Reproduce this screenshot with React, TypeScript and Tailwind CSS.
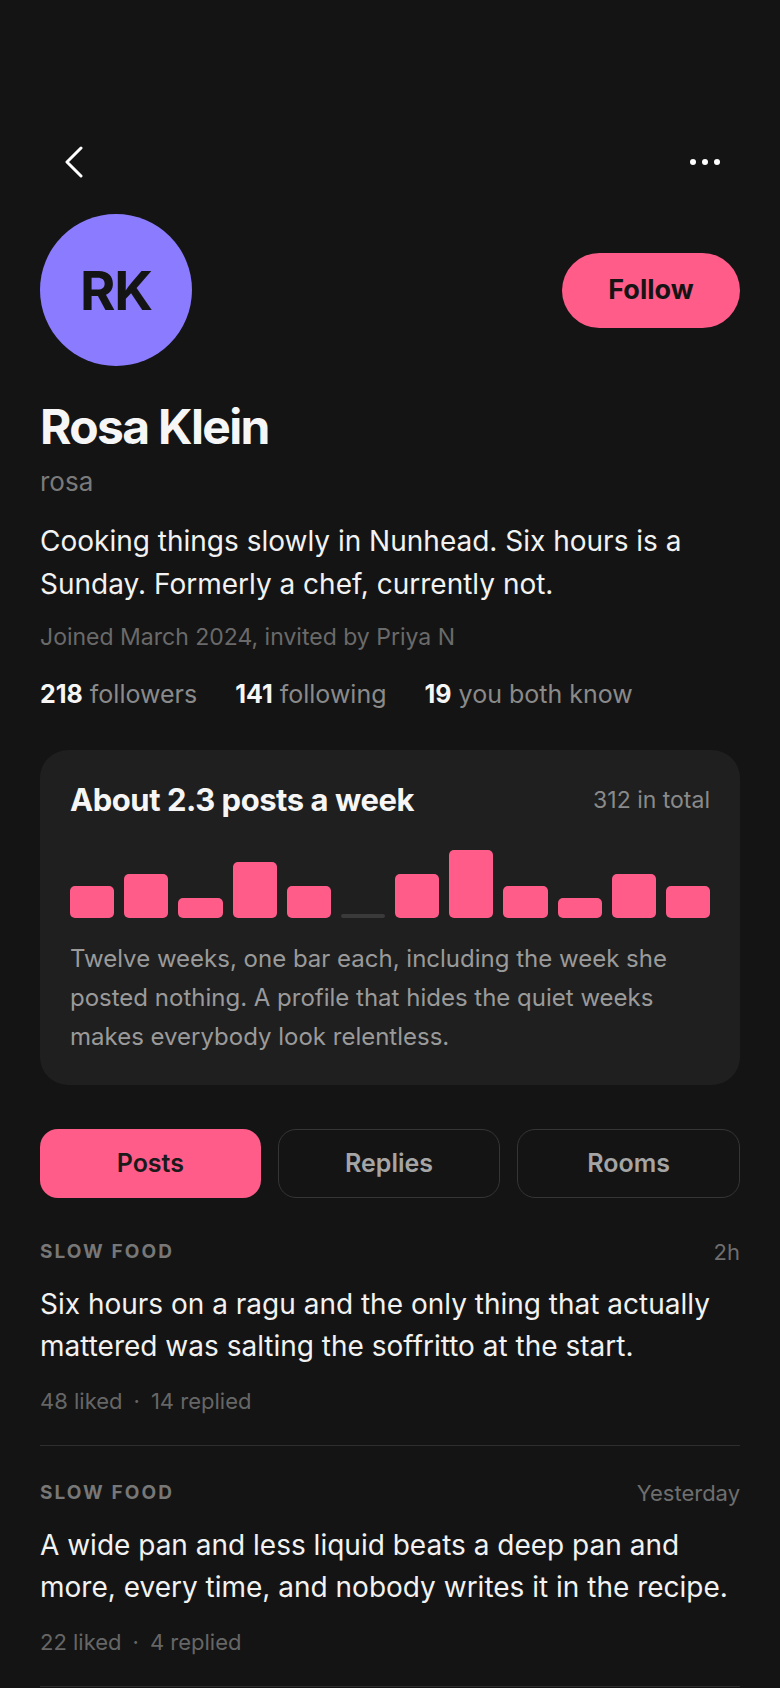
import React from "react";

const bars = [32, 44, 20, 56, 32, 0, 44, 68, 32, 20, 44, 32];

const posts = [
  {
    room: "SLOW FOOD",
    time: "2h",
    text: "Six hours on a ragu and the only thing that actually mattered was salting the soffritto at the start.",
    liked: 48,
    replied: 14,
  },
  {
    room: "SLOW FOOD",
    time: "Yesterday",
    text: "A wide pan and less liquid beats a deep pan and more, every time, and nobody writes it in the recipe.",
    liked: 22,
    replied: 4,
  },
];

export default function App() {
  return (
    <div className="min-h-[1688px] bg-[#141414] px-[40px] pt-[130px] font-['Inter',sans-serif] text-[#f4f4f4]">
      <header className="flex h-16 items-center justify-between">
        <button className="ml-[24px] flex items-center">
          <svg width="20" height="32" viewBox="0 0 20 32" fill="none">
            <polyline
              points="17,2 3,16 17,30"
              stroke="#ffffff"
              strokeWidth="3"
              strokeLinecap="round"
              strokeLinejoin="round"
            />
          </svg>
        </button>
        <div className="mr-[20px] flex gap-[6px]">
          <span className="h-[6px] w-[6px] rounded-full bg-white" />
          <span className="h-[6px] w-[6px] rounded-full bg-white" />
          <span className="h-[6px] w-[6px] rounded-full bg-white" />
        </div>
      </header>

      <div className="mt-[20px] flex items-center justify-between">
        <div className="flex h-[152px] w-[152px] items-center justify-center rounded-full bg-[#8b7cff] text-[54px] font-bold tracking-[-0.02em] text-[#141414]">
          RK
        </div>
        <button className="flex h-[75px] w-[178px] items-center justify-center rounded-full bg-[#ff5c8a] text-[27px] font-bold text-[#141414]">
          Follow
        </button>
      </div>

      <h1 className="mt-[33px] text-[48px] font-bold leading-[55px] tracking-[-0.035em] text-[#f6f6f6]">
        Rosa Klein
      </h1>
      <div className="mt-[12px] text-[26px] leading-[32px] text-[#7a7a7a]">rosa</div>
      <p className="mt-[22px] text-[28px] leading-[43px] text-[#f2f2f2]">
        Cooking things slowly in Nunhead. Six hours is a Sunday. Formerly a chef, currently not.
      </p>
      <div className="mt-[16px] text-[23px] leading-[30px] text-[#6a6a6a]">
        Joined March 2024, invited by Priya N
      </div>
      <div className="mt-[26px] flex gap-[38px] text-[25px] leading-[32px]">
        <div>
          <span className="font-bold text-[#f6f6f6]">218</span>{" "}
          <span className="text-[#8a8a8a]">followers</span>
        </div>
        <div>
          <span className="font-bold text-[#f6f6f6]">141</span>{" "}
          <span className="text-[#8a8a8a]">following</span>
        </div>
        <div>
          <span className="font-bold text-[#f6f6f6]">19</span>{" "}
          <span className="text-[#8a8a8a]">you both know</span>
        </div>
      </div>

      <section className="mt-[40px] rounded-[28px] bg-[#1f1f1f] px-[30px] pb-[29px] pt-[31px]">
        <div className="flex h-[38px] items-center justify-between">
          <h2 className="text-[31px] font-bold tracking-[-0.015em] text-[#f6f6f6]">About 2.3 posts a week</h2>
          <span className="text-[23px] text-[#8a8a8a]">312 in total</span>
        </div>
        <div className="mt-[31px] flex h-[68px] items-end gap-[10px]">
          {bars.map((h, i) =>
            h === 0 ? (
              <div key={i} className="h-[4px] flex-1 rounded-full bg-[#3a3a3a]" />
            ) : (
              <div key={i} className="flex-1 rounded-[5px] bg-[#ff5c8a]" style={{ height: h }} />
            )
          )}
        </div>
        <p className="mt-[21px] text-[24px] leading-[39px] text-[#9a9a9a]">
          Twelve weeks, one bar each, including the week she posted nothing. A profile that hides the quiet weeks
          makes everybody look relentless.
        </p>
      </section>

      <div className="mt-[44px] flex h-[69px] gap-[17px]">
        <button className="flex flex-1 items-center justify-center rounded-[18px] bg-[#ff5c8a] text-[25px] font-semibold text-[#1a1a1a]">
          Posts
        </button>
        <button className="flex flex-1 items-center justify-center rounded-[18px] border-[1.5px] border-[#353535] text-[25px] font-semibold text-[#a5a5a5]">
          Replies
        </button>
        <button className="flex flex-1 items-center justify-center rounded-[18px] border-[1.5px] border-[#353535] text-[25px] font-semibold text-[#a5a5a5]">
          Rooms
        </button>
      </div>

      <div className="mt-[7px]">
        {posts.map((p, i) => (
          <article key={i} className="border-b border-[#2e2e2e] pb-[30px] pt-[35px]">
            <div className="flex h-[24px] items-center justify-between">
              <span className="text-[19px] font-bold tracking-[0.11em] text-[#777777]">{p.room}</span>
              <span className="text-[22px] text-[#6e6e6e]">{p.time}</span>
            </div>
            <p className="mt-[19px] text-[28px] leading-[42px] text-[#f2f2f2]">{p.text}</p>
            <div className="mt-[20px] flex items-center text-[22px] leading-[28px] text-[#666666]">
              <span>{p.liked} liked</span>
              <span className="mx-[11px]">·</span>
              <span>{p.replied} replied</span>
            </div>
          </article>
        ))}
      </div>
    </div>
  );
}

------------------------------------------------

> [EXERCISE REQUIREMENTS]
Restate the full listing verbatim and drop every picture.

> [RIGHT ANSWER]
Reproduce this screenshot with React, TypeScript and Tailwind CSS.
import React from "react";

const bars = [32, 44, 20, 56, 32, 0, 44, 68, 32, 20, 44, 32];

const posts = [
  {
    room: "SLOW FOOD",
    time: "2h",
    text: "Six hours on a ragu and the only thing that actually mattered was salting the soffritto at the start.",
    liked: 48,
    replied: 14,
  },
  {
    room: "SLOW FOOD",
    time: "Yesterday",
    text: "A wide pan and less liquid beats a deep pan and more, every time, and nobody writes it in the recipe.",
    liked: 22,
    replied: 4,
  },
];

export default function App() {
  return (
    <div className="min-h-[1688px] bg-[#141414] px-[40px] pt-[130px] font-['Inter',sans-serif] text-[#f4f4f4]">
      <header className="flex h-16 items-center justify-between">
        <button className="ml-[24px] flex items-center">
          <svg width="20" height="32" viewBox="0 0 20 32" fill="none">
            <polyline
              points="17,2 3,16 17,30"
              stroke="#ffffff"
              strokeWidth="3"
              strokeLinecap="round"
              strokeLinejoin="round"
            />
          </svg>
        </button>
        <div className="mr-[20px] flex gap-[6px]">
          <span className="h-[6px] w-[6px] rounded-full bg-white" />
          <span className="h-[6px] w-[6px] rounded-full bg-white" />
          <span className="h-[6px] w-[6px] rounded-full bg-white" />
        </div>
      </header>

      <div className="mt-[20px] flex items-center justify-between">
        <div className="flex h-[152px] w-[152px] items-center justify-center rounded-full bg-[#8b7cff] text-[54px] font-bold tracking-[-0.02em] text-[#141414]">
          RK
        </div>
        <button className="flex h-[75px] w-[178px] items-center justify-center rounded-full bg-[#ff5c8a] text-[27px] font-bold text-[#141414]">
          Follow
        </button>
      </div>

      <h1 className="mt-[33px] text-[48px] font-bold leading-[55px] tracking-[-0.035em] text-[#f6f6f6]">
        Rosa Klein
      </h1>
      <div className="mt-[12px] text-[26px] leading-[32px] text-[#7a7a7a]">rosa</div>
      <p className="mt-[22px] text-[28px] leading-[43px] text-[#f2f2f2]">
        Cooking things slowly in Nunhead. Six hours is a Sunday. Formerly a chef, currently not.
      </p>
      <div className="mt-[16px] text-[23px] leading-[30px] text-[#6a6a6a]">
        Joined March 2024, invited by Priya N
      </div>
      <div className="mt-[26px] flex gap-[38px] text-[25px] leading-[32px]">
        <div>
          <span className="font-bold text-[#f6f6f6]">218</span>{" "}
          <span className="text-[#8a8a8a]">followers</span>
        </div>
        <div>
          <span className="font-bold text-[#f6f6f6]">141</span>{" "}
          <span className="text-[#8a8a8a]">following</span>
        </div>
        <div>
          <span className="font-bold text-[#f6f6f6]">19</span>{" "}
          <span className="text-[#8a8a8a]">you both know</span>
        </div>
      </div>

      <section className="mt-[40px] rounded-[28px] bg-[#1f1f1f] px-[30px] pb-[29px] pt-[31px]">
        <div className="flex h-[38px] items-center justify-between">
          <h2 className="text-[31px] font-bold tracking-[-0.015em] text-[#f6f6f6]">About 2.3 posts a week</h2>
          <span className="text-[23px] text-[#8a8a8a]">312 in total</span>
        </div>
        <div className="mt-[31px] flex h-[68px] items-end gap-[10px]">
          {bars.map((h, i) =>
            h === 0 ? (
              <div key={i} className="h-[4px] flex-1 rounded-full bg-[#3a3a3a]" />
            ) : (
              <div key={i} className="flex-1 rounded-[5px] bg-[#ff5c8a]" style={{ height: h }} />
            )
          )}
        </div>
        <p className="mt-[21px] text-[24px] leading-[39px] text-[#9a9a9a]">
          Twelve weeks, one bar each, including the week she posted nothing. A profile that hides the quiet weeks
          makes everybody look relentless.
        </p>
      </section>

      <div className="mt-[44px] flex h-[69px] gap-[17px]">
        <button className="flex flex-1 items-center justify-center rounded-[18px] bg-[#ff5c8a] text-[25px] font-semibold text-[#1a1a1a]">
          Posts
        </button>
        <button className="flex flex-1 items-center justify-center rounded-[18px] border-[1.5px] border-[#353535] text-[25px] font-semibold text-[#a5a5a5]">
          Replies
        </button>
        <button className="flex flex-1 items-center justify-center rounded-[18px] border-[1.5px] border-[#353535] text-[25px] font-semibold text-[#a5a5a5]">
          Rooms
        </button>
      </div>

      <div className="mt-[7px]">
        {posts.map((p, i) => (
          <article key={i} className="border-b border-[#2e2e2e] pb-[30px] pt-[35px]">
            <div className="flex h-[24px] items-center justify-between">
              <span className="text-[19px] font-bold tracking-[0.11em] text-[#777777]">{p.room}</span>
              <span className="text-[22px] text-[#6e6e6e]">{p.time}</span>
            </div>
            <p className="mt-[19px] text-[28px] leading-[42px] text-[#f2f2f2]">{p.text}</p>
            <div className="mt-[20px] flex items-center text-[22px] leading-[28px] text-[#666666]">
              <span>{p.liked} liked</span>
              <span className="mx-[11px]">·</span>
              <span>{p.replied} replied</span>
            </div>
          </article>
        ))}
      </div>
    </div>
  );
}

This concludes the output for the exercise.